The stakes of this case for a free and open internet were very high. Losing would mean users would be dependent on the leadership of the FCC or an act of Congress. As EFF explained in an amicus brief in support of the law, users need more certainty, particularly low income users who rely on mobile devices and can’t pay expensive (and arbitrary) overage fees. Now, Californian broadband access users are protected under their own net neutrality law, and more states can follow.

This result also thwarts the political strategy the big ISPs hatched when former FCC Chairman Ajit Pai took office and announced his plans to repeal net neutrality. The goal was to get the FCC to designate their industry as companies that cannot be regulated at the federal level—under Title I of the Communications Act—while simultaneously using the FCC’s power to block states from regulating in the absence of the FCC. Today's decision, in combination with a ruling following similar reasoning from the D.C. Circuit, marks the failure of that plan.

How We Got to This Court Decision

The major ISPs have been waging a campaign to eliminate not only net neutrality protections but also consumer privacy rules. Their hopes hinged on the so-called Restoring Internet Freedom Order, in which the FCC (under Ajit Pai) abdicated its responsibility to hold ISPs accountable.

That tactic only worked if the states couldn’t pass their own laws to replace the eliminated federal rules, so they set out to leverage the FCC and the Trump Administration’s Department of Justice (DOJ) to fight against states that regulated ISPs. They wanted courts to agree that the FCC’s abandonment of the field meant that states couldn’t enter it themselves. They were able to temporarily stall California’s law while hoping that their argument of limited state power would prevail in the lawsuit challenging the Restoring Internet Freedom Order (known as Mozilla vs FCC).

While the D.C. Circuit deferred to the FCC’s decision to repeal net neutrality, it did not agree that states were powerless. The Mozilla decision in fact was the first domino to fall when the court held that states could pass laws because FCC authority was removed. The ISPs continued to maintain that federal law in general preempted states from passing their own laws and took that argument back to California. This time they did not have the backing of the DOJ--  the new Biden Administration dropped the case shortly after taking office. The ISPs alone had to argue against measures designed to protect Californians and against the many Californian organizations, led by the EFF and ACLU, that explained the public interests at stake.

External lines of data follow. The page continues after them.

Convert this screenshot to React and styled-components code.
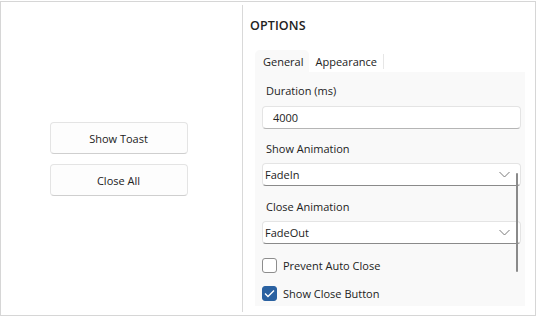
import React from "react";
import styled, { createGlobalStyle } from "styled-components";

const GlobalStyle = createGlobalStyle`
  html, body { margin: 0; padding: 0; background: #ffffff; }
  body {
    font-family: "Open Sans", "Noto Sans", Arial, sans-serif;
    font-size: 11px;
    color: #222222;
  }
  * { box-sizing: border-box; }
`;

const Frame = styled.div`
  margin-top: 1px;
  width: 536px;
  height: 315px;
  border: 1px solid #d6d6d6;
  display: flex;
`;

const LeftPane = styled.div`
  width: 241px;
  flex: none;
  display: flex;
  flex-direction: column;
  align-items: center;
  justify-content: center;
  gap: 10px;
  padding-right: 6px;
  padding-top: 1px;
`;

const Button = styled.button`
  width: 138px;
  height: 32px;
  font: inherit;
  color: #222222;
  background: #fdfdfd;
  border: 1px solid #e4e4e4;
  border-bottom-color: #cfcfcf;
  border-radius: 4px;
  padding: 0;
`;

const Divider = styled.div`
  width: 1px;
  flex: none;
  background: #d9d9d9;
  margin: 3px 0 3px;
`;

const RightPane = styled.div`
  flex: 1;
  display: flex;
  flex-direction: column;
  padding: 15px 9px 0 7px;
`;

const Heading = styled.div`
  font-size: 12.5px;
  font-weight: 600;
  line-height: 18px;
  letter-spacing: 0.1px;
`;

const Tabs = styled.div`
  margin: 15px 0 0 5px;
  display: flex;
  flex-direction: column;
`;

const TabStrip = styled.div`
  display: flex;
  height: 22px;
`;

const Tab = styled.div`
  display: flex;
  align-items: center;
  padding: ${(p) => (p.$active ? "0 6px 0 8px" : "0 7px 0 6px")};
  background: ${(p) => (p.$active ? "#f9f9f9" : "transparent")};
  border-radius: 5px 5px 0 0;
  position: relative;
  ${(p) =>
    p.$separator &&
    `&::after {
      content: "";
      position: absolute;
      right: 0;
      top: 4px;
      bottom: 3px;
      width: 1px;
      background: #e6e6e6;
    }`}
`;

const Panel = styled.div`
  position: relative;
  background: #f9f9f9;
  height: 234px;
  margin-right: 1px;
  padding: 11px 5px 0 7px;
  display: flex;
  flex-direction: column;
`;

const FieldLabel = styled.div`
  line-height: 16px;
  padding-left: 4px;
  margin-top: ${(p) => p.$mt || 0}px;
`;

const Input = styled.div`
  height: 23px;
  margin-top: ${(p) => p.$mt || 0}px;
  margin-right: -1px;
  background: #ffffff;
  border: 1px solid #e4e4e4;
  border-bottom-color: ${(p) => (p.$dark ? "#8a8a8a" : "#b5b5b5")};
  border-radius: 4px;
  display: flex;
  align-items: center;
  justify-content: space-between;
  padding: 0 10px 0 ${(p) => p.$pl}px;
`;

const Chevron = styled.svg`
  width: 11px;
  height: 7px;
  flex: none;
`;

const CheckRow = styled.div`
  display: flex;
  align-items: center;
  gap: 6px;
  height: 16px;
  margin-top: ${(p) => p.$mt || 0}px;
`;

const Box = styled.span`
  width: 15px;
  height: 15px;
  border-radius: 3px;
  border: 1px solid ${(p) => (p.$checked ? "#2a61a1" : "#8d8d8d")};
  background: ${(p) => (p.$checked ? "#2a61a1" : "#ffffff")};
  display: flex;
  align-items: center;
  justify-content: center;
`;

const ScrollThumb = styled.div`
  position: absolute;
  left: 261px;
  top: 101px;
  width: 2px;
  height: 99px;
  background: #8a8a8a;
  border-radius: 1px;
`;

function Dropdown({ value }) {
  return (
    <Input $pl={2} $dark $mt={6}>
      <span>{value}</span>
      <Chevron viewBox="0 0 11 7">
        <path d="M0.5 1 L5.5 6 L10.5 1" fill="none" stroke="#7a7a7a" strokeWidth="1" />
      </Chevron>
    </Input>
  );
}

export default function App() {
  return (
    <>
      <GlobalStyle />
      <Frame>
        <LeftPane>
          <Button>Show Toast</Button>
          <Button>Close All</Button>
        </LeftPane>
        <Divider />
        <RightPane>
          <Heading>OPTIONS</Heading>
          <Tabs>
            <TabStrip>
              <Tab $active>General</Tab>
              <Tab $separator>Appearance</Tab>
            </TabStrip>
            <Panel>
              <FieldLabel>Duration (ms)</FieldLabel>
              <Input $pl={10} $mt={7}>
                <span>4000</span>
              </Input>
              <FieldLabel $mt={12}>Show Animation</FieldLabel>
              <Dropdown value="FadeIn" />
              <FieldLabel $mt={13}>Close Animation</FieldLabel>
              <Dropdown value="FadeOut" />
              <CheckRow $mt={13}>
                <Box />
                <span>Prevent Auto Close</span>
              </CheckRow>
              <CheckRow $mt={12}>
                <Box $checked>
                  <svg width="11" height="9" viewBox="0 0 11 9">
                    <path d="M1 4.5 L4 7.5 L10 1.5" fill="none" stroke="#ffffff" strokeWidth="1.4" />
                  </svg>
                </Box>
                <span>Show Close Button</span>
              </CheckRow>
              <ScrollThumb />
            </Panel>
          </Tabs>
        </RightPane>
      </Frame>
    </>
  );
}
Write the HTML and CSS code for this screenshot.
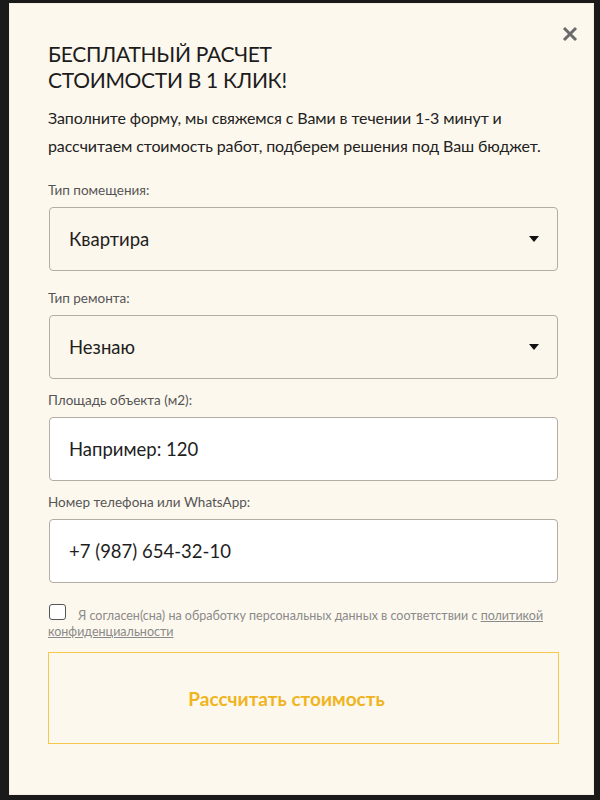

The ISPs lost and Californians prevailed, in district court and, today, on appeal. 

What This Decision Means for Broadband Regulation

 EFF and other public interest lawyers have long argued that the FCC's 2018 Order cleared the way for states to fill the void that order created. The Ninth Circuit agreement suggests that California can proceed with other efforts to protect a free and open internet, with less fear that those efforts will be preempted by federal law.  Policymakers will likely look to the decision as they consider how to support local competition, affordability, open access, digital redlining, and other issues in need of public oversight and intervention.

Most importantly, Californians and any other state that wishes to follow, can safeguard their internet access through their local elected officials rather than depending on the FCC. That means if a new FCC tries to further undermine net neutrality, those efforts may not affect the people of California. It also means California's policies can benefit people beyond its borders. For example, when AT&T eliminated its regressive data capping policy on HBO Max that raised the cost of broadband in compliance with California’s net neutrality law, it did so across its entire network to the benefit of low-income users in the remaining 49 states.

The ISPs have one remaining legal claim—that SB 822 discriminates against interstate commerce—so legal proceedings aren't wrapped up yet. Nonetheless, the Ninth Circuit's ruling on the main claim of preemption sest a crucial precedent and lets the state act to enforce the legislation in the meantime. The FCC cleared the way for today's victory three years ago, at the behest of the major ISPs themselves. If those same ISPs are regretting that choice today, they have only themselves to blame. We look forward to working with lawmakers to build on SB 22, in California and others states, until the dream of a truly fair, open, and accessible high-speed internet is a reality for all.